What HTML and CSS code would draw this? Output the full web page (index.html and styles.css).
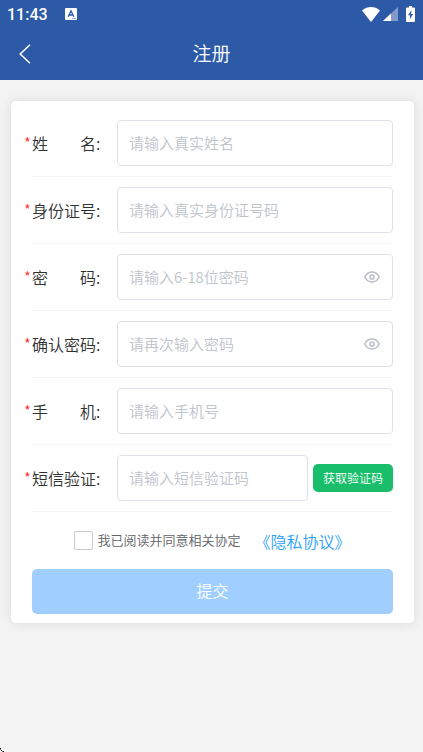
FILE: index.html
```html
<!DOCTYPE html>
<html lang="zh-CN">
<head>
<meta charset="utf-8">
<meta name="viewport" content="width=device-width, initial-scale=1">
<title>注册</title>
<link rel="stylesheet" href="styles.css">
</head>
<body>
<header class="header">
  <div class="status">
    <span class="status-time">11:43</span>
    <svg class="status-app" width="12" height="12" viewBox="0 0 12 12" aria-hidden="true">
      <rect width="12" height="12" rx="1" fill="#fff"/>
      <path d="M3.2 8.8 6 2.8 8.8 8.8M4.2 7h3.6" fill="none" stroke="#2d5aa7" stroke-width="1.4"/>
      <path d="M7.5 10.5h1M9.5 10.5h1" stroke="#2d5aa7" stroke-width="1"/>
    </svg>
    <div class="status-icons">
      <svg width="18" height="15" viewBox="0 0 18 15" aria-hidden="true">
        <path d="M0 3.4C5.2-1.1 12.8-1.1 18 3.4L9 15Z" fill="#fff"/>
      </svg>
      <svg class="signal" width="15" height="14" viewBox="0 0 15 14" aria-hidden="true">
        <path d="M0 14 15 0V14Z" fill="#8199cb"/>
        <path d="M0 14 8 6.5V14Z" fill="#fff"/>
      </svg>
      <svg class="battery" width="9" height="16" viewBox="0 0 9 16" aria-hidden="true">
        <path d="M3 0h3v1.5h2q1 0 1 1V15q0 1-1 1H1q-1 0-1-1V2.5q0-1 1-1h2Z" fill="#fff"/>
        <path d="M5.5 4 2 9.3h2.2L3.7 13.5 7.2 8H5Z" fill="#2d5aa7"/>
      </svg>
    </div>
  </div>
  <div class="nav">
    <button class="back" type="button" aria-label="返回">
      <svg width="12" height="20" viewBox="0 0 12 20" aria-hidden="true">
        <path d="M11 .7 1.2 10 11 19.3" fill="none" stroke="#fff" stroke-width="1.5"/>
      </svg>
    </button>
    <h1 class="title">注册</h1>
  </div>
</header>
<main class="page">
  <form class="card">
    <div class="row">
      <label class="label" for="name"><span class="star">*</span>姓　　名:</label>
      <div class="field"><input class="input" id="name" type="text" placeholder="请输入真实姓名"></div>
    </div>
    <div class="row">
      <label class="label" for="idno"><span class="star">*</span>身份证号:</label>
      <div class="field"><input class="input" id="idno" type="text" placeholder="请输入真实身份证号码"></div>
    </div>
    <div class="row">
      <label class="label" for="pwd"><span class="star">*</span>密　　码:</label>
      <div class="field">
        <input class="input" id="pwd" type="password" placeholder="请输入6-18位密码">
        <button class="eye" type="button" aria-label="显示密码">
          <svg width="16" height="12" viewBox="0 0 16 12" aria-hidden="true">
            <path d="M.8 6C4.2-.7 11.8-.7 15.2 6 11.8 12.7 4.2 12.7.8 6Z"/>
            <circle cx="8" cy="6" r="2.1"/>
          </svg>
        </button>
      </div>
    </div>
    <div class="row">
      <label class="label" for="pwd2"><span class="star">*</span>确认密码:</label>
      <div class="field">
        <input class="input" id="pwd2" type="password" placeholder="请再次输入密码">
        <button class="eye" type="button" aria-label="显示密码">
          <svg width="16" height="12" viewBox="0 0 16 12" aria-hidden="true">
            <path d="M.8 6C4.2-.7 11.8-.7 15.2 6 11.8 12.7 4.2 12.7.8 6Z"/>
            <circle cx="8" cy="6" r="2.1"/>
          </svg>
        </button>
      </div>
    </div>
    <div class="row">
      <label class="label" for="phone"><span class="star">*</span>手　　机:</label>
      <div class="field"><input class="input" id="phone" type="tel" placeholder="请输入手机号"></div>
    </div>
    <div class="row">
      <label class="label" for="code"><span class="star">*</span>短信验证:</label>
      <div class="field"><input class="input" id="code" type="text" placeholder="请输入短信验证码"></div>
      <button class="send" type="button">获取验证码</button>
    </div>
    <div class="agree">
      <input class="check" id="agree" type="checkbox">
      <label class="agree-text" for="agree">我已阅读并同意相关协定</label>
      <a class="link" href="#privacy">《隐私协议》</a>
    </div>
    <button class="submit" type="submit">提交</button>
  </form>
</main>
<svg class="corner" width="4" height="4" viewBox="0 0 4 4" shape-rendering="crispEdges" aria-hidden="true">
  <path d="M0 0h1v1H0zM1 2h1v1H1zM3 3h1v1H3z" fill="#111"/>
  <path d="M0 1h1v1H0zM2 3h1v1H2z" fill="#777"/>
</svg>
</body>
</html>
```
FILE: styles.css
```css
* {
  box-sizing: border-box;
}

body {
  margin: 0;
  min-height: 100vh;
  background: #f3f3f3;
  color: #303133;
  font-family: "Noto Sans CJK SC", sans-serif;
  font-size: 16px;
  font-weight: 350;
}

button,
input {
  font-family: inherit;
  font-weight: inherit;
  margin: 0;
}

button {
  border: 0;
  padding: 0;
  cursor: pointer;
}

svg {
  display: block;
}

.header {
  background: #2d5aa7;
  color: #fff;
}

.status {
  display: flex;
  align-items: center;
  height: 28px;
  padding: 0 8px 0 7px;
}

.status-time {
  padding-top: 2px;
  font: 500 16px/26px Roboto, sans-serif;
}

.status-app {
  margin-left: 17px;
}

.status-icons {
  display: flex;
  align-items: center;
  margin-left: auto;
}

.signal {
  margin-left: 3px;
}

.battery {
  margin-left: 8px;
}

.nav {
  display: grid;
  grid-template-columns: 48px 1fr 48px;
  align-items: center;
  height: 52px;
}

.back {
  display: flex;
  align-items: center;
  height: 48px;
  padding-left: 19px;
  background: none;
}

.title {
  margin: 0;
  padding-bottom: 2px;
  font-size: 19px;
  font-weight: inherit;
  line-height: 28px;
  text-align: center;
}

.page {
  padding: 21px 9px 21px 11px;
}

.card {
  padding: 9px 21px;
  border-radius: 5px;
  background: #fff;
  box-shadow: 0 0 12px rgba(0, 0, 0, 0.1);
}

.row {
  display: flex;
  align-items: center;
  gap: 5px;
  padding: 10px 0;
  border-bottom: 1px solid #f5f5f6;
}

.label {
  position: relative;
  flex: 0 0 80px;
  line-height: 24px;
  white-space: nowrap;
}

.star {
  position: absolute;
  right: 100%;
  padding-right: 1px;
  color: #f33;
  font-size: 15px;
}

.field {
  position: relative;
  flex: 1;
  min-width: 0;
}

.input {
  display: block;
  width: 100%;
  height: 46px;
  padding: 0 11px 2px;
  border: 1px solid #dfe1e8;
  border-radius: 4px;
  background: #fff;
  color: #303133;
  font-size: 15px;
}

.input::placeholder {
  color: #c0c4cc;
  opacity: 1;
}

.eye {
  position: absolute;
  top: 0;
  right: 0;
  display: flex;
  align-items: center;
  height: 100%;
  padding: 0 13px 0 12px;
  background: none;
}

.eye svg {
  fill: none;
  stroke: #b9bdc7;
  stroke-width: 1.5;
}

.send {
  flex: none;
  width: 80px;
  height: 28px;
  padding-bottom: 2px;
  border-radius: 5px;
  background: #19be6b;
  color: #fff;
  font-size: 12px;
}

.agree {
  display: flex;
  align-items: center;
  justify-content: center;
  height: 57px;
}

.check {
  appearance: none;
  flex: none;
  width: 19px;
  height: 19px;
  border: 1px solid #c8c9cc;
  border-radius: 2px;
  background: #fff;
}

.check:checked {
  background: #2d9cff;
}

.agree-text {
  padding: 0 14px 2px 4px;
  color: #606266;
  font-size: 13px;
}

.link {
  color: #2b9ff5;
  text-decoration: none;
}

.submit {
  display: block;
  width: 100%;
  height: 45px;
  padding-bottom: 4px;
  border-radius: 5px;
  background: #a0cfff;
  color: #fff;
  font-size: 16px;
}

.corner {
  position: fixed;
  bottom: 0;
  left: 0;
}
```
---*---
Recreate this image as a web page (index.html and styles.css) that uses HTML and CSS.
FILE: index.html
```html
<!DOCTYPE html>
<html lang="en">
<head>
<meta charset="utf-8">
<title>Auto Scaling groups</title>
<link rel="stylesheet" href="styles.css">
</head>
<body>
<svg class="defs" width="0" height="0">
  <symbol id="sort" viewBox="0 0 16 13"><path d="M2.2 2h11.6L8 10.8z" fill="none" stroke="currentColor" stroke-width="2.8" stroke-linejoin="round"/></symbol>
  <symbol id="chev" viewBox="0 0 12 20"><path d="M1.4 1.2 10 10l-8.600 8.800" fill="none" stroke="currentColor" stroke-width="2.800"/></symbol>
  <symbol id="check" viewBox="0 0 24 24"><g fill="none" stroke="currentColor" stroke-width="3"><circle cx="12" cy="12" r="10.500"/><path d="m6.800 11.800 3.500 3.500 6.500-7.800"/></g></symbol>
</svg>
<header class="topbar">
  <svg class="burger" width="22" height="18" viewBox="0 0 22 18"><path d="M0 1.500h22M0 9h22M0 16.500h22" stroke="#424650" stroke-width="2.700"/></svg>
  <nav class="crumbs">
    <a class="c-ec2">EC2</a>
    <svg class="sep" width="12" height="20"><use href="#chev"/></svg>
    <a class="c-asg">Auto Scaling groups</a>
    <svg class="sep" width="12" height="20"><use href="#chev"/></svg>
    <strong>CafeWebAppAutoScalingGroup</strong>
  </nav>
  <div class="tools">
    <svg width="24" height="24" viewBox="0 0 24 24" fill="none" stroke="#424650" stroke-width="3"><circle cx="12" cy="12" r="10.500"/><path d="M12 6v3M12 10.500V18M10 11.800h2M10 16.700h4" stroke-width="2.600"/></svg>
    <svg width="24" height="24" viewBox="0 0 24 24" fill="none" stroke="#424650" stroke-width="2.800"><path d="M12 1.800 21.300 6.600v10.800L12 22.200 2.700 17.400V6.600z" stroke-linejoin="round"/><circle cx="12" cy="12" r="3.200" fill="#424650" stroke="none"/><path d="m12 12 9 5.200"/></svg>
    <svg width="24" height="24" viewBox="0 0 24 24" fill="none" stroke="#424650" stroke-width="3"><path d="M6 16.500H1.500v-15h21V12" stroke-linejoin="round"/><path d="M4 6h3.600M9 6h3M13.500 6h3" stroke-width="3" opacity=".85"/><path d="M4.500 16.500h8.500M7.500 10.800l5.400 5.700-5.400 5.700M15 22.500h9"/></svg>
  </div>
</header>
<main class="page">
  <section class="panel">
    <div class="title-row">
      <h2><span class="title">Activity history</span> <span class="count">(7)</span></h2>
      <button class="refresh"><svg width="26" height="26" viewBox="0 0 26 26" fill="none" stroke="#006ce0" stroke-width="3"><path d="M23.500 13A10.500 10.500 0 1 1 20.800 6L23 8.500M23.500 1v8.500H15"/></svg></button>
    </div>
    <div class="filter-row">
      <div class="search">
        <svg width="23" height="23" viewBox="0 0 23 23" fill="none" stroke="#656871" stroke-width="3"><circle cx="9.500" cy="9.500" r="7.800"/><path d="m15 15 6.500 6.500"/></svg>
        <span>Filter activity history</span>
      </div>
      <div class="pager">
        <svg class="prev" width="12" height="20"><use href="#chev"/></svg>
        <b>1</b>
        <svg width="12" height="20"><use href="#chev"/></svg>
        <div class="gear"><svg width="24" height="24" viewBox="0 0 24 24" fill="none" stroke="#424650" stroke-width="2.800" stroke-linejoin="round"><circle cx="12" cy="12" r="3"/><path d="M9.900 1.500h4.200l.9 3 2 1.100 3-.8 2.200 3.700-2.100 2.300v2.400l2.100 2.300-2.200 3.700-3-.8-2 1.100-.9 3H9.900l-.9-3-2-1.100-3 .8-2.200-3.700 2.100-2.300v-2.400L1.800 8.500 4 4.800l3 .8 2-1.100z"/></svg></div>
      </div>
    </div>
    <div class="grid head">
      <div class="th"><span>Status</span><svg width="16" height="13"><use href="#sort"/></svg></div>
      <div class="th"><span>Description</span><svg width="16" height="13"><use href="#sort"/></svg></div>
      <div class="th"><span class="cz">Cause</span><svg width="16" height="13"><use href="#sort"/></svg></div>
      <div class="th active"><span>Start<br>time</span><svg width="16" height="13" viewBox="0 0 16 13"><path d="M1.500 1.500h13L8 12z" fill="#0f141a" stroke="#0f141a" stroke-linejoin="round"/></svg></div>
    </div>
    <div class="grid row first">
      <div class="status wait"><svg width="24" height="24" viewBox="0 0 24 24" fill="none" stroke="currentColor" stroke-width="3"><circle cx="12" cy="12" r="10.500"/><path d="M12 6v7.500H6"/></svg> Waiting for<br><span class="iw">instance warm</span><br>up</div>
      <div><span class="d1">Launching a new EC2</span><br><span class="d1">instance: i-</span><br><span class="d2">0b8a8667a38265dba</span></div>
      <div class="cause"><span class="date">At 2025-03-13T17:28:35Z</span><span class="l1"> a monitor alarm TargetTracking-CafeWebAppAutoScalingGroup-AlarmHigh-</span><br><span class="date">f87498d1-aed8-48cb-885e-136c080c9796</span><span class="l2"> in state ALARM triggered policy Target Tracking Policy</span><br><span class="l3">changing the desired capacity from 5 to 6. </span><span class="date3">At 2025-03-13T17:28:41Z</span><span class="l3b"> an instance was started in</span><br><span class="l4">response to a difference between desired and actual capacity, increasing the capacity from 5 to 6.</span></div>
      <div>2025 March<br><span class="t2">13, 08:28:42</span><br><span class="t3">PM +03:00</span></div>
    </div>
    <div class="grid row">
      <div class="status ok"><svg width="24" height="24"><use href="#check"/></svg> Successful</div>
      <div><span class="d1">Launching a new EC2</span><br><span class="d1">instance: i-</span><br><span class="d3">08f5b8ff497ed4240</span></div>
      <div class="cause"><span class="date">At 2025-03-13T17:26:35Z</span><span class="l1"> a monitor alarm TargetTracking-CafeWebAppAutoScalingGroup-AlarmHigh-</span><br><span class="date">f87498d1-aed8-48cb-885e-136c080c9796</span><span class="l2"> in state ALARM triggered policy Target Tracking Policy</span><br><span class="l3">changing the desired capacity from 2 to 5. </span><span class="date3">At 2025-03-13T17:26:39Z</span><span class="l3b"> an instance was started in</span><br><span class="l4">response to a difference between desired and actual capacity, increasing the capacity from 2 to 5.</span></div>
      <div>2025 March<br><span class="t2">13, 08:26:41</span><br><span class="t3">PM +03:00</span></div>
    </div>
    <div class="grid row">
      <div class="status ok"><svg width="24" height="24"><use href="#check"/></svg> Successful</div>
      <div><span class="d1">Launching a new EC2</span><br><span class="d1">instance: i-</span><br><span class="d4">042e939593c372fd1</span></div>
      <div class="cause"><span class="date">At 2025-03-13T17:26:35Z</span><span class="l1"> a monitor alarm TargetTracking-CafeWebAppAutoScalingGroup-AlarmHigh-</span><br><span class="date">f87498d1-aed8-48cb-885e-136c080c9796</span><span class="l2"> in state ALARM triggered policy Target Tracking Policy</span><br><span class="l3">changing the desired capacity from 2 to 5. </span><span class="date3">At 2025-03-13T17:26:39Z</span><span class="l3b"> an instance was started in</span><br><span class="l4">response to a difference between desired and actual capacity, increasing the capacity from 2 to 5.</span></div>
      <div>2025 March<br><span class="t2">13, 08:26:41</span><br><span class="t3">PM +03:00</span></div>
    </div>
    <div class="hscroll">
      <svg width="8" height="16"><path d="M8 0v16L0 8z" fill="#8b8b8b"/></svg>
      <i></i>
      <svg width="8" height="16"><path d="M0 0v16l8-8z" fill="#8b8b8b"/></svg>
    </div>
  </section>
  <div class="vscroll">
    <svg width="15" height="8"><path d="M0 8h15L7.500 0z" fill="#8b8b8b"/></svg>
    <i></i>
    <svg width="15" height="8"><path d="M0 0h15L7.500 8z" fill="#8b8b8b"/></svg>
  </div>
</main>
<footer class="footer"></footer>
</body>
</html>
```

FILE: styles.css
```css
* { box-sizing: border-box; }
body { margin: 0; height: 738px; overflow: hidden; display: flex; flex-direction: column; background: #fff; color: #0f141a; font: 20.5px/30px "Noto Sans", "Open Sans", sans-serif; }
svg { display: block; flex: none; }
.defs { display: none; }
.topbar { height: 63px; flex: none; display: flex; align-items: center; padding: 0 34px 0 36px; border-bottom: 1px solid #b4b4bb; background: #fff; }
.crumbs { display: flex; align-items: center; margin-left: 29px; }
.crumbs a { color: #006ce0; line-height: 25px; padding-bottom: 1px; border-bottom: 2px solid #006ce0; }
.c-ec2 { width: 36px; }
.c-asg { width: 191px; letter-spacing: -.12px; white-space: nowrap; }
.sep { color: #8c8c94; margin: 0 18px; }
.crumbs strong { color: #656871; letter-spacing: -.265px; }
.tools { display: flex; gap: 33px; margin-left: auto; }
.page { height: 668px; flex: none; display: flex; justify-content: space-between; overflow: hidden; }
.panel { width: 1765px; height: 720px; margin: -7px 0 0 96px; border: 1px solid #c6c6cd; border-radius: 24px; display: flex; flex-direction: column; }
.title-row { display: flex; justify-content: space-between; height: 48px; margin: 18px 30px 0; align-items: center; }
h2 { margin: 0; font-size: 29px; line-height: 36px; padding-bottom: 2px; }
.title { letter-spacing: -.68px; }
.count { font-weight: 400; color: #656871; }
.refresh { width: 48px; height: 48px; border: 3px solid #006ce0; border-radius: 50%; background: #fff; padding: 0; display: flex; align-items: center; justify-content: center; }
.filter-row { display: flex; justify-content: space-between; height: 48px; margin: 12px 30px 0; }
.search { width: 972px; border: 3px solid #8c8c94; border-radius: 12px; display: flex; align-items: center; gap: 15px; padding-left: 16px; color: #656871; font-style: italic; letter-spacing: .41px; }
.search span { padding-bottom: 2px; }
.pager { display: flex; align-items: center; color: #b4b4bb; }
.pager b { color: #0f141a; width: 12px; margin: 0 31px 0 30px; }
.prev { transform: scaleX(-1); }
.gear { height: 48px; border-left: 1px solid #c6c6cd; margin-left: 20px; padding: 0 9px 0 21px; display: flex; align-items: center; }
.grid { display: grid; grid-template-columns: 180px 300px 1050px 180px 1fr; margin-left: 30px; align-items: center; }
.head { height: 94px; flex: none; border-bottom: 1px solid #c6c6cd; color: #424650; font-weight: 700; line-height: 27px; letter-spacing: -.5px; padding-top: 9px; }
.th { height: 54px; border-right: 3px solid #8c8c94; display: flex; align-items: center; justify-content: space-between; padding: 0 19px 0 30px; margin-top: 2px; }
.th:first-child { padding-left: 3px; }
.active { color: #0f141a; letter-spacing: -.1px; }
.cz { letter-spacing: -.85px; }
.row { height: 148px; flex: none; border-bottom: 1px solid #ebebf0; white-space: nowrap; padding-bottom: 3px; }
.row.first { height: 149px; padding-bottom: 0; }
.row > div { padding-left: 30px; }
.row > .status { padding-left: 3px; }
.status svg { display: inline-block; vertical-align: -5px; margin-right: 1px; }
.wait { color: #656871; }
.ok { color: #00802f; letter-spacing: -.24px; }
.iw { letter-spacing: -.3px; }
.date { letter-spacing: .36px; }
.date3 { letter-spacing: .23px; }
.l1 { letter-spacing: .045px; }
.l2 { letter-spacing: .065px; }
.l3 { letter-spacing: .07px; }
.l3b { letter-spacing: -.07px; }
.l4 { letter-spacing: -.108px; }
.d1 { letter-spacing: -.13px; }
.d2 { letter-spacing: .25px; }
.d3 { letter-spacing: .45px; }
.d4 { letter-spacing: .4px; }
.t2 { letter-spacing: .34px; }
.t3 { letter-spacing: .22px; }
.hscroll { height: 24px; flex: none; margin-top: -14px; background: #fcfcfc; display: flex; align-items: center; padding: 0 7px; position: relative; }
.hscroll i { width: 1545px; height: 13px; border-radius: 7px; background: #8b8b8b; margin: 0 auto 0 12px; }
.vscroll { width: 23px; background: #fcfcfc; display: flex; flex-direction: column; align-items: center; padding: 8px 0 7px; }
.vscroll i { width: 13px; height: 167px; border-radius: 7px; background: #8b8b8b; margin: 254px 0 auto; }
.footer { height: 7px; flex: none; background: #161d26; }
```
---*---
Exercise objective — Count the lines of the material that include the word "code", then state only the total.

Solution — 3